-- BEGIN Data section --
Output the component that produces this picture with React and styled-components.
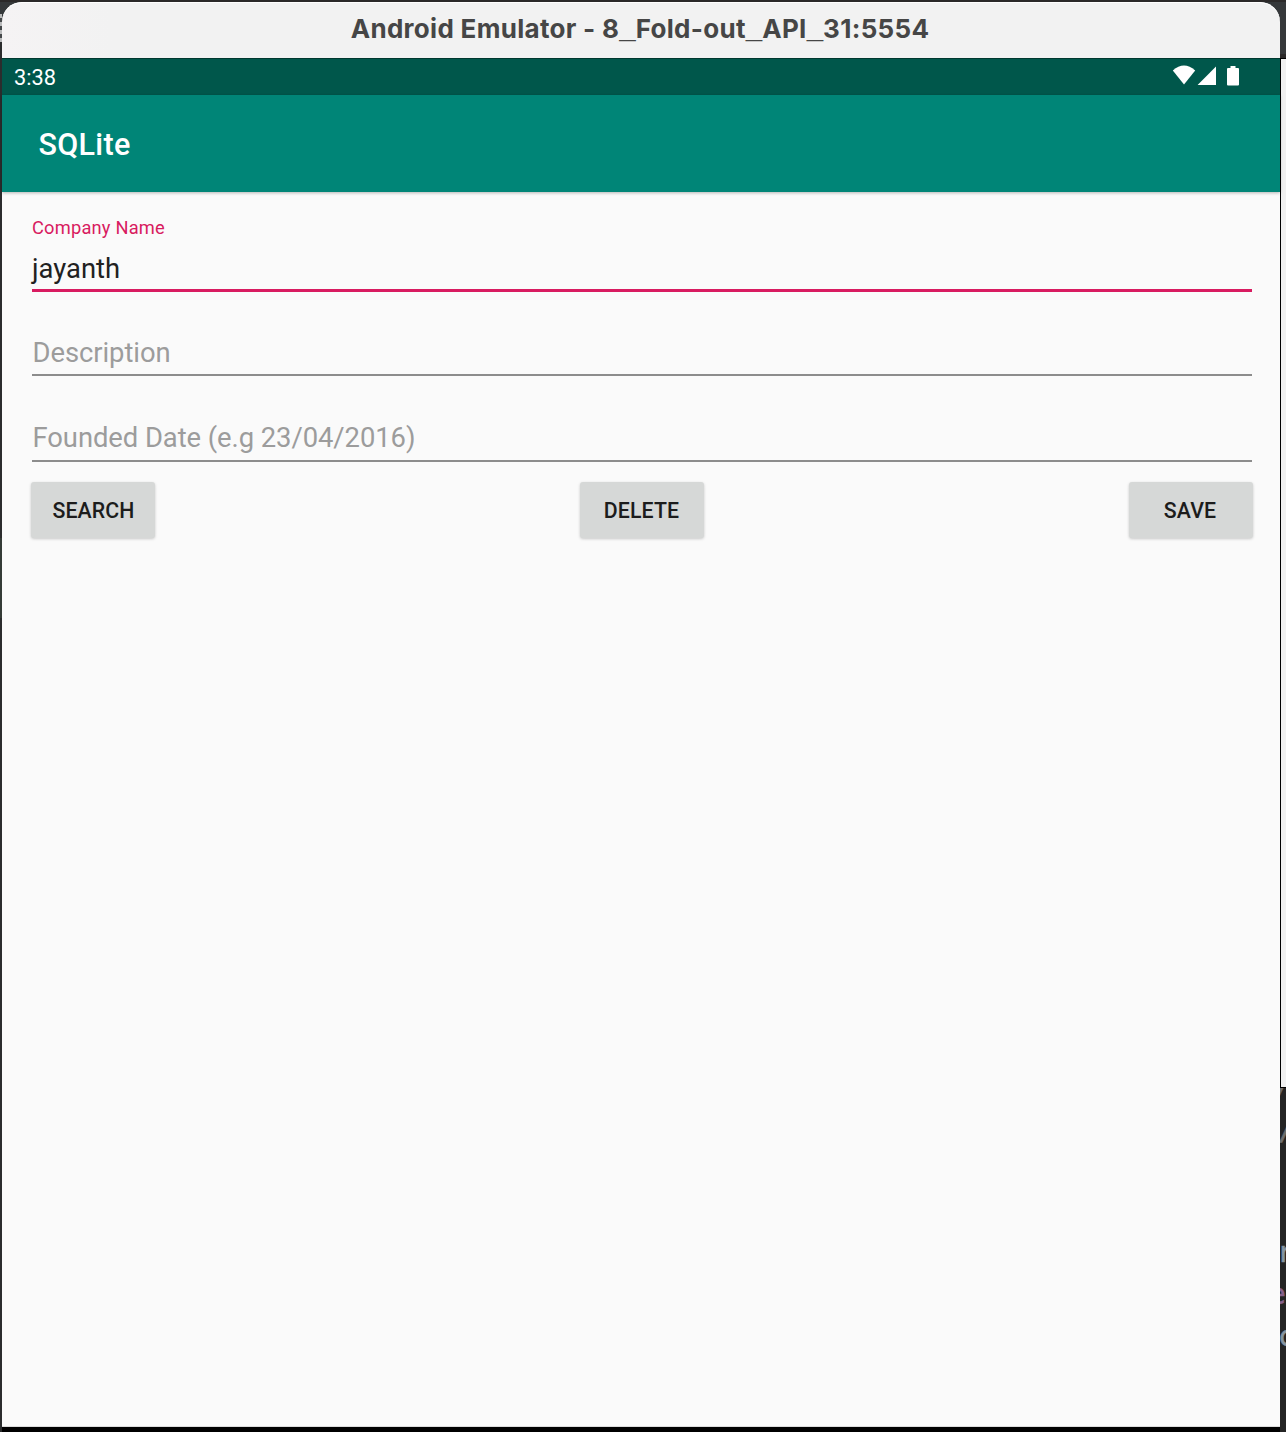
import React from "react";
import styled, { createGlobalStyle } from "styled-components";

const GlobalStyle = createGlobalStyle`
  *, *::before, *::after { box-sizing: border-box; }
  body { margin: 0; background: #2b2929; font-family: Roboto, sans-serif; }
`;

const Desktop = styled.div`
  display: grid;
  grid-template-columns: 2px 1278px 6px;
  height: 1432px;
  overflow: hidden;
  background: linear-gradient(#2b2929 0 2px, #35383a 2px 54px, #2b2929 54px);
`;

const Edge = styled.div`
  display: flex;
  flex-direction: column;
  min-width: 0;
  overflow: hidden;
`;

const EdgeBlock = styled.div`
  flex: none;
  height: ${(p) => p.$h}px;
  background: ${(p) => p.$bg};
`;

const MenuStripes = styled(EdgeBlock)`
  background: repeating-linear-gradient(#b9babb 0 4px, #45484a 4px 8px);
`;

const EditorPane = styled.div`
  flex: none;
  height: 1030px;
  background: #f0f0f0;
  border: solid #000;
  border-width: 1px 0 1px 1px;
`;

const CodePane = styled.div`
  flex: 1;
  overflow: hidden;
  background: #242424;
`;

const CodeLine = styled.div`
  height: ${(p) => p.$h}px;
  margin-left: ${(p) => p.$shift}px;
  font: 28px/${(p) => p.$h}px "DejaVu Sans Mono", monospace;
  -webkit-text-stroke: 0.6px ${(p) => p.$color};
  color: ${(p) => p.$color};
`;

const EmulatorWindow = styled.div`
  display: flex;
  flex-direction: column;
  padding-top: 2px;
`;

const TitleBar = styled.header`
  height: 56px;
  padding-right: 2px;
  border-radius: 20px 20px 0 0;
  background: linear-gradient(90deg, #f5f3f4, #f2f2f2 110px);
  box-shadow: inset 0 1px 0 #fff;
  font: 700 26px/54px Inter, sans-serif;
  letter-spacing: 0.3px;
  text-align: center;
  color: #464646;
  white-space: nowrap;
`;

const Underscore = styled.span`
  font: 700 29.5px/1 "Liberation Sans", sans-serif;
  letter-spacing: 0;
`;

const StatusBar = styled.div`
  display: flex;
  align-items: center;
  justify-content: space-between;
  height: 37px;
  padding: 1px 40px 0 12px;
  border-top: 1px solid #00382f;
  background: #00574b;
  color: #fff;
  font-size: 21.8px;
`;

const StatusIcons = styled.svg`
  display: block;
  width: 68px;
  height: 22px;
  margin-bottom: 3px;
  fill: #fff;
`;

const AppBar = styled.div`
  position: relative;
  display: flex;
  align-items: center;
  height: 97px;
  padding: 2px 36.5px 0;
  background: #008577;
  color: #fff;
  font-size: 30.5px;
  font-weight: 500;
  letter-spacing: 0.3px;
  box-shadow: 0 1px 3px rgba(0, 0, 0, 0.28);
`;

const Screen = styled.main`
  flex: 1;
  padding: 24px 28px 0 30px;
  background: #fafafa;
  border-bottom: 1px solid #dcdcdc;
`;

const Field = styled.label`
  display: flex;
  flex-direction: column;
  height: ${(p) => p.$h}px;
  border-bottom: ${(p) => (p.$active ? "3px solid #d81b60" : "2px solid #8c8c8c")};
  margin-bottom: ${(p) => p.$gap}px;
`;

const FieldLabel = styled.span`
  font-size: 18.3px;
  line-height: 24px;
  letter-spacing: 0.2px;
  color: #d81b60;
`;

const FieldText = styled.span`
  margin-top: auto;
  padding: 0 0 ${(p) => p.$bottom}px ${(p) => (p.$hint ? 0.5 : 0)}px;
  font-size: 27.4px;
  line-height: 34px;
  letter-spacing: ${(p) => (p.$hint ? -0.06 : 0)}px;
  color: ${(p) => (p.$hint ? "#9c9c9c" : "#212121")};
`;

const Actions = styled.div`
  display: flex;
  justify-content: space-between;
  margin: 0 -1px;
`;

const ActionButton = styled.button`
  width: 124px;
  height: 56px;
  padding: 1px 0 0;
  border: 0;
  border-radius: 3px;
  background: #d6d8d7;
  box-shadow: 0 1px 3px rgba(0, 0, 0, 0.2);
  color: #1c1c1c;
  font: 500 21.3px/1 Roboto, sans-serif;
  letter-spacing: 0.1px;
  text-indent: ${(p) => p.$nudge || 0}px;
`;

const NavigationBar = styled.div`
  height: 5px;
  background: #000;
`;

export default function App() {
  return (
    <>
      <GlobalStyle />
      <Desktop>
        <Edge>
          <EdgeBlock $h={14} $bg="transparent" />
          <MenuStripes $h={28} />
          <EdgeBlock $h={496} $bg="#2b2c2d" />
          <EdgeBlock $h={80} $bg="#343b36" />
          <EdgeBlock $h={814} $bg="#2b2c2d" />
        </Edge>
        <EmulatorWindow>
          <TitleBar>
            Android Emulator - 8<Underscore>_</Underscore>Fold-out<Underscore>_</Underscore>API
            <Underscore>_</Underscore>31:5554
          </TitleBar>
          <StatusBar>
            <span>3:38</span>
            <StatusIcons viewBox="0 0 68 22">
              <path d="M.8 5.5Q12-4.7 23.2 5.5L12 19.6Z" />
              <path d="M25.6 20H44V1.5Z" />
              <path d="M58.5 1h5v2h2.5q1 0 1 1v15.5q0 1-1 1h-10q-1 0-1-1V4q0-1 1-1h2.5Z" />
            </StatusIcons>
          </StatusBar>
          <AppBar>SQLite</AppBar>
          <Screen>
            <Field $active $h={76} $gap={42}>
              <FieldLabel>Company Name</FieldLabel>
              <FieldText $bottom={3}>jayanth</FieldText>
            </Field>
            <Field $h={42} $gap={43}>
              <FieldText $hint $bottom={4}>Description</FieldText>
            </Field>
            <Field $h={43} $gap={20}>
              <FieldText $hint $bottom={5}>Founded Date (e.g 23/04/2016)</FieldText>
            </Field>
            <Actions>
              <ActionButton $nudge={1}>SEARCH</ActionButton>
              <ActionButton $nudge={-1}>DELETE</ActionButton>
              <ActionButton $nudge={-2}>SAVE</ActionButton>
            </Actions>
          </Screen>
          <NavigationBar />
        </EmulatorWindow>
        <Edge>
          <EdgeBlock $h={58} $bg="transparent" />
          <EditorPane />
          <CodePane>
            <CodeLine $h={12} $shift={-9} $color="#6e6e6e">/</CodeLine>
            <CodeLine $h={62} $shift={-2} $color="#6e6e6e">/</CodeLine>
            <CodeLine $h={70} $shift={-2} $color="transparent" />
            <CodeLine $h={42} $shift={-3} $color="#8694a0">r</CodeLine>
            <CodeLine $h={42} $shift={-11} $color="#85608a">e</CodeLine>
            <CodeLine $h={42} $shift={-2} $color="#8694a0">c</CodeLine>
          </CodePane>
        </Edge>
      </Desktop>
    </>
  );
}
-- END Data section --
## To be done
Copy out every line from the data above that has "React" in it.

## Exercise response
Output the component that produces this picture with React and styled-components.
import React from "react";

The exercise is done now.